─── SOURCE EXCERPT ───

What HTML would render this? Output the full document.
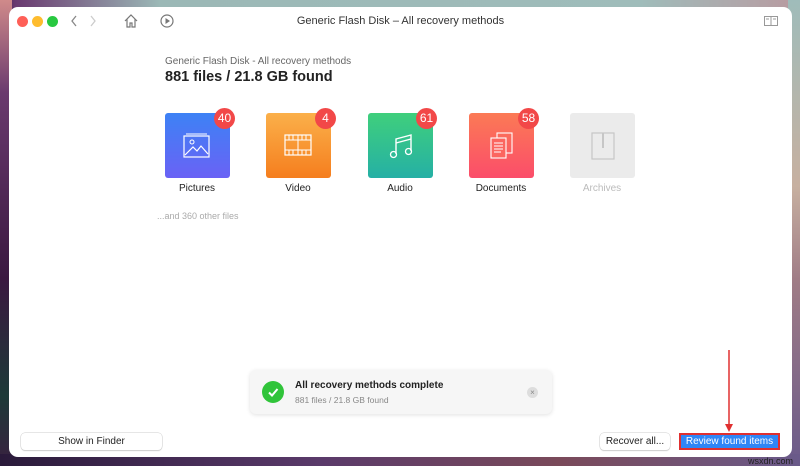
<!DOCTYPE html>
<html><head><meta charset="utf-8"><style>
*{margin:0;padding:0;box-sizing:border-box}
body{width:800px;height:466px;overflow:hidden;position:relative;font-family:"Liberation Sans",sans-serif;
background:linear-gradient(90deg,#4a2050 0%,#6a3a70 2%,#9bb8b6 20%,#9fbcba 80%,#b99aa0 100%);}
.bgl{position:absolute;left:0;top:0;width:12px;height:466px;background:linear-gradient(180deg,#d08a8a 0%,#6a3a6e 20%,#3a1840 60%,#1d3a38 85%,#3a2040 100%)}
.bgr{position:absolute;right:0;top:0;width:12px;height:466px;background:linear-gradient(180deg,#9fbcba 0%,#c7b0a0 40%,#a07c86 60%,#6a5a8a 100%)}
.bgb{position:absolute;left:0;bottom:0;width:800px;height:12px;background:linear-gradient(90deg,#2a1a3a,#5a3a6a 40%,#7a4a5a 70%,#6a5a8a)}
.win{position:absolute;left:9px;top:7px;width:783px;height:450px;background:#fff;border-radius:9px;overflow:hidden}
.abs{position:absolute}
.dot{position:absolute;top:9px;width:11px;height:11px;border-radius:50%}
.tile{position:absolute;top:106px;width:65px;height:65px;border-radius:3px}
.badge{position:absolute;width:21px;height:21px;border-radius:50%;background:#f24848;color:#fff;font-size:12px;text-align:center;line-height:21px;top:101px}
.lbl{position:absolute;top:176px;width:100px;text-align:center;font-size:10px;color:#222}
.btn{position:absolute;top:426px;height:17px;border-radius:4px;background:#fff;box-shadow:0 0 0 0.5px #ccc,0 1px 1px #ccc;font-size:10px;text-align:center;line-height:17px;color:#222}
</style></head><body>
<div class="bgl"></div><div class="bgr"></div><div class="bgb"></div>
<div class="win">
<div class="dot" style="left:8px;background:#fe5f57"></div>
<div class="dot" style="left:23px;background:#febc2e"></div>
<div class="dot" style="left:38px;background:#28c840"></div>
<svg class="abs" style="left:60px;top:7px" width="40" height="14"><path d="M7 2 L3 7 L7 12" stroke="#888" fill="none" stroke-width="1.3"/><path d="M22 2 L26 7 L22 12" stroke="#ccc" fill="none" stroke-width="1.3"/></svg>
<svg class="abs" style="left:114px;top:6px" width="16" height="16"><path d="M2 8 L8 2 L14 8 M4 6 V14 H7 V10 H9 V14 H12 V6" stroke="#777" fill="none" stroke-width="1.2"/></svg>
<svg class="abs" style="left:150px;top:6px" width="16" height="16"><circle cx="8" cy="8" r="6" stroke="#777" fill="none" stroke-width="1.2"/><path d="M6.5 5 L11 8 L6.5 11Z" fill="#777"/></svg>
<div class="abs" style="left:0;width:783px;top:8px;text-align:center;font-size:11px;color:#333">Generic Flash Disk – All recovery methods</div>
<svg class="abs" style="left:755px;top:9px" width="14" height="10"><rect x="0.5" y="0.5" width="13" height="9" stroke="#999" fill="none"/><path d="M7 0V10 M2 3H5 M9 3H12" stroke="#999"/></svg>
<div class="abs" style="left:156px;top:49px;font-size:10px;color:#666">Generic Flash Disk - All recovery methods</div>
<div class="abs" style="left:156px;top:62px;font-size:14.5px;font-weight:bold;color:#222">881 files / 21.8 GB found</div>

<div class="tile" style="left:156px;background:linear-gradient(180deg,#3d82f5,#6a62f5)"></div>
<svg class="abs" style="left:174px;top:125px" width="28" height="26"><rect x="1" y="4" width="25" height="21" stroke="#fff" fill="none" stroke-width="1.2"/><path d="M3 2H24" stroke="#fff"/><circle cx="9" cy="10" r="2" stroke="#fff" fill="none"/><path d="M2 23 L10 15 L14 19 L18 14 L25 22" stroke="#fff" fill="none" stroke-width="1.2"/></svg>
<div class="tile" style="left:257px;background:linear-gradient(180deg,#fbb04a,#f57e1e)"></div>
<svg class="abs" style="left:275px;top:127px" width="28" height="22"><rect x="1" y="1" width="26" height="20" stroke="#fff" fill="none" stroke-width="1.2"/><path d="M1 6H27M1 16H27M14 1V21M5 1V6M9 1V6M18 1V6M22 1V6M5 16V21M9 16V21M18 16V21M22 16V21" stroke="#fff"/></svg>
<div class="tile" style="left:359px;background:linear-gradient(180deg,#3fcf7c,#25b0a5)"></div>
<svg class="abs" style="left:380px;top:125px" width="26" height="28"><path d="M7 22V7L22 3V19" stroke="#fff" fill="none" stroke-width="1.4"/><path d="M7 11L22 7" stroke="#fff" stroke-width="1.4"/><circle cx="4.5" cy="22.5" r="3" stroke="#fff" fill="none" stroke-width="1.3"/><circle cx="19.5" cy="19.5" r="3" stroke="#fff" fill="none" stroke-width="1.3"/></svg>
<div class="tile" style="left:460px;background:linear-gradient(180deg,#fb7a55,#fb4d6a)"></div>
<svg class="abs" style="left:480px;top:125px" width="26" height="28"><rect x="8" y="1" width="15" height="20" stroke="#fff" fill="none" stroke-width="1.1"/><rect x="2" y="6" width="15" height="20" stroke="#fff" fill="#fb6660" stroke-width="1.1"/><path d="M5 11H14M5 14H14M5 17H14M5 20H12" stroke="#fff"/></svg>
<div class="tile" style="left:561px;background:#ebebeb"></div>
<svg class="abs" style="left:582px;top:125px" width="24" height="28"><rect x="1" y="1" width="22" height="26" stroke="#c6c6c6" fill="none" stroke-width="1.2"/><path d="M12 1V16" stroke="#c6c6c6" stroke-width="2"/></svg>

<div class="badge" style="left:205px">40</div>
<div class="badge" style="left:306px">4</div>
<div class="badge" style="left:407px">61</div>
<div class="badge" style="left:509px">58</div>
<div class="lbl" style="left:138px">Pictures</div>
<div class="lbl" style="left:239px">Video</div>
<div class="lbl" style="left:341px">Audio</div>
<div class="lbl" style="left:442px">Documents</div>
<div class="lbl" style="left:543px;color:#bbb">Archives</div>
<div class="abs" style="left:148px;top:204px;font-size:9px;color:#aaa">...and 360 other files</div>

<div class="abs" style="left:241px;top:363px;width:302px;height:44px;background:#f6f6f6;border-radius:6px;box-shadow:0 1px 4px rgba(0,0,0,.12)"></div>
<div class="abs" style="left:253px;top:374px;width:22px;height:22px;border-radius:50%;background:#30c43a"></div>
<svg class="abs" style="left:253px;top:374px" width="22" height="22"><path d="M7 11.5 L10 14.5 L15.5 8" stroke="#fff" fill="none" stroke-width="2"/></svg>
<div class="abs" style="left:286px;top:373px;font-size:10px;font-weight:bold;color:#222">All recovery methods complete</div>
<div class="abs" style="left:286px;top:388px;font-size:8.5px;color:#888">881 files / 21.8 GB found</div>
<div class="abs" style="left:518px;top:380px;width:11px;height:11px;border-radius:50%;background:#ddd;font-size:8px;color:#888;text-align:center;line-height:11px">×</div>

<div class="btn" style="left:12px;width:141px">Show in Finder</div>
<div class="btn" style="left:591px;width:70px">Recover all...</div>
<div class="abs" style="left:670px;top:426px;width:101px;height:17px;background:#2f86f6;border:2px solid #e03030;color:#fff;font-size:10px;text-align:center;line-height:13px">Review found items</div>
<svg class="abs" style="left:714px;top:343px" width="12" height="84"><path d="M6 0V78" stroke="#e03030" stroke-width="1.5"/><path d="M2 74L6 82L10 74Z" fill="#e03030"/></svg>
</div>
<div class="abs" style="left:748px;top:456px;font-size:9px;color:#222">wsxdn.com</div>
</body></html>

───

PROBLEM DETAILS:
Please write out all of the material above without changing a word, and omit any pictures.

SOLUTION TO THE EXERCISE:
What HTML would render this? Output the full document.
<!DOCTYPE html>
<html><head><meta charset="utf-8"><style>
*{margin:0;padding:0;box-sizing:border-box}
body{width:800px;height:466px;overflow:hidden;position:relative;font-family:"Liberation Sans",sans-serif;
background:linear-gradient(90deg,#4a2050 0%,#6a3a70 2%,#9bb8b6 20%,#9fbcba 80%,#b99aa0 100%);}
.bgl{position:absolute;left:0;top:0;width:12px;height:466px;background:linear-gradient(180deg,#d08a8a 0%,#6a3a6e 20%,#3a1840 60%,#1d3a38 85%,#3a2040 100%)}
.bgr{position:absolute;right:0;top:0;width:12px;height:466px;background:linear-gradient(180deg,#9fbcba 0%,#c7b0a0 40%,#a07c86 60%,#6a5a8a 100%)}
.bgb{position:absolute;left:0;bottom:0;width:800px;height:12px;background:linear-gradient(90deg,#2a1a3a,#5a3a6a 40%,#7a4a5a 70%,#6a5a8a)}
.win{position:absolute;left:9px;top:7px;width:783px;height:450px;background:#fff;border-radius:9px;overflow:hidden}
.abs{position:absolute}
.dot{position:absolute;top:9px;width:11px;height:11px;border-radius:50%}
.tile{position:absolute;top:106px;width:65px;height:65px;border-radius:3px}
.badge{position:absolute;width:21px;height:21px;border-radius:50%;background:#f24848;color:#fff;font-size:12px;text-align:center;line-height:21px;top:101px}
.lbl{position:absolute;top:176px;width:100px;text-align:center;font-size:10px;color:#222}
.btn{position:absolute;top:426px;height:17px;border-radius:4px;background:#fff;box-shadow:0 0 0 0.5px #ccc,0 1px 1px #ccc;font-size:10px;text-align:center;line-height:17px;color:#222}
</style></head><body>
<div class="bgl"></div><div class="bgr"></div><div class="bgb"></div>
<div class="win">
<div class="dot" style="left:8px;background:#fe5f57"></div>
<div class="dot" style="left:23px;background:#febc2e"></div>
<div class="dot" style="left:38px;background:#28c840"></div>
<svg class="abs" style="left:60px;top:7px" width="40" height="14"><path d="M7 2 L3 7 L7 12" stroke="#888" fill="none" stroke-width="1.3"/><path d="M22 2 L26 7 L22 12" stroke="#ccc" fill="none" stroke-width="1.3"/></svg>
<svg class="abs" style="left:114px;top:6px" width="16" height="16"><path d="M2 8 L8 2 L14 8 M4 6 V14 H7 V10 H9 V14 H12 V6" stroke="#777" fill="none" stroke-width="1.2"/></svg>
<svg class="abs" style="left:150px;top:6px" width="16" height="16"><circle cx="8" cy="8" r="6" stroke="#777" fill="none" stroke-width="1.2"/><path d="M6.5 5 L11 8 L6.5 11Z" fill="#777"/></svg>
<div class="abs" style="left:0;width:783px;top:8px;text-align:center;font-size:11px;color:#333">Generic Flash Disk – All recovery methods</div>
<svg class="abs" style="left:755px;top:9px" width="14" height="10"><rect x="0.5" y="0.5" width="13" height="9" stroke="#999" fill="none"/><path d="M7 0V10 M2 3H5 M9 3H12" stroke="#999"/></svg>
<div class="abs" style="left:156px;top:49px;font-size:10px;color:#666">Generic Flash Disk - All recovery methods</div>
<div class="abs" style="left:156px;top:62px;font-size:14.5px;font-weight:bold;color:#222">881 files / 21.8 GB found</div>

<div class="tile" style="left:156px;background:linear-gradient(180deg,#3d82f5,#6a62f5)"></div>
<svg class="abs" style="left:174px;top:125px" width="28" height="26"><rect x="1" y="4" width="25" height="21" stroke="#fff" fill="none" stroke-width="1.2"/><path d="M3 2H24" stroke="#fff"/><circle cx="9" cy="10" r="2" stroke="#fff" fill="none"/><path d="M2 23 L10 15 L14 19 L18 14 L25 22" stroke="#fff" fill="none" stroke-width="1.2"/></svg>
<div class="tile" style="left:257px;background:linear-gradient(180deg,#fbb04a,#f57e1e)"></div>
<svg class="abs" style="left:275px;top:127px" width="28" height="22"><rect x="1" y="1" width="26" height="20" stroke="#fff" fill="none" stroke-width="1.2"/><path d="M1 6H27M1 16H27M14 1V21M5 1V6M9 1V6M18 1V6M22 1V6M5 16V21M9 16V21M18 16V21M22 16V21" stroke="#fff"/></svg>
<div class="tile" style="left:359px;background:linear-gradient(180deg,#3fcf7c,#25b0a5)"></div>
<svg class="abs" style="left:380px;top:125px" width="26" height="28"><path d="M7 22V7L22 3V19" stroke="#fff" fill="none" stroke-width="1.4"/><path d="M7 11L22 7" stroke="#fff" stroke-width="1.4"/><circle cx="4.5" cy="22.5" r="3" stroke="#fff" fill="none" stroke-width="1.3"/><circle cx="19.5" cy="19.5" r="3" stroke="#fff" fill="none" stroke-width="1.3"/></svg>
<div class="tile" style="left:460px;background:linear-gradient(180deg,#fb7a55,#fb4d6a)"></div>
<svg class="abs" style="left:480px;top:125px" width="26" height="28"><rect x="8" y="1" width="15" height="20" stroke="#fff" fill="none" stroke-width="1.1"/><rect x="2" y="6" width="15" height="20" stroke="#fff" fill="#fb6660" stroke-width="1.1"/><path d="M5 11H14M5 14H14M5 17H14M5 20H12" stroke="#fff"/></svg>
<div class="tile" style="left:561px;background:#ebebeb"></div>
<svg class="abs" style="left:582px;top:125px" width="24" height="28"><rect x="1" y="1" width="22" height="26" stroke="#c6c6c6" fill="none" stroke-width="1.2"/><path d="M12 1V16" stroke="#c6c6c6" stroke-width="2"/></svg>

<div class="badge" style="left:205px">40</div>
<div class="badge" style="left:306px">4</div>
<div class="badge" style="left:407px">61</div>
<div class="badge" style="left:509px">58</div>
<div class="lbl" style="left:138px">Pictures</div>
<div class="lbl" style="left:239px">Video</div>
<div class="lbl" style="left:341px">Audio</div>
<div class="lbl" style="left:442px">Documents</div>
<div class="lbl" style="left:543px;color:#bbb">Archives</div>
<div class="abs" style="left:148px;top:204px;font-size:9px;color:#aaa">...and 360 other files</div>

<div class="abs" style="left:241px;top:363px;width:302px;height:44px;background:#f6f6f6;border-radius:6px;box-shadow:0 1px 4px rgba(0,0,0,.12)"></div>
<div class="abs" style="left:253px;top:374px;width:22px;height:22px;border-radius:50%;background:#30c43a"></div>
<svg class="abs" style="left:253px;top:374px" width="22" height="22"><path d="M7 11.5 L10 14.5 L15.5 8" stroke="#fff" fill="none" stroke-width="2"/></svg>
<div class="abs" style="left:286px;top:373px;font-size:10px;font-weight:bold;color:#222">All recovery methods complete</div>
<div class="abs" style="left:286px;top:388px;font-size:8.5px;color:#888">881 files / 21.8 GB found</div>
<div class="abs" style="left:518px;top:380px;width:11px;height:11px;border-radius:50%;background:#ddd;font-size:8px;color:#888;text-align:center;line-height:11px">×</div>

<div class="btn" style="left:12px;width:141px">Show in Finder</div>
<div class="btn" style="left:591px;width:70px">Recover all...</div>
<div class="abs" style="left:670px;top:426px;width:101px;height:17px;background:#2f86f6;border:2px solid #e03030;color:#fff;font-size:10px;text-align:center;line-height:13px">Review found items</div>
<svg class="abs" style="left:714px;top:343px" width="12" height="84"><path d="M6 0V78" stroke="#e03030" stroke-width="1.5"/><path d="M2 74L6 82L10 74Z" fill="#e03030"/></svg>
</div>
<div class="abs" style="left:748px;top:456px;font-size:9px;color:#222">wsxdn.com</div>
</body></html>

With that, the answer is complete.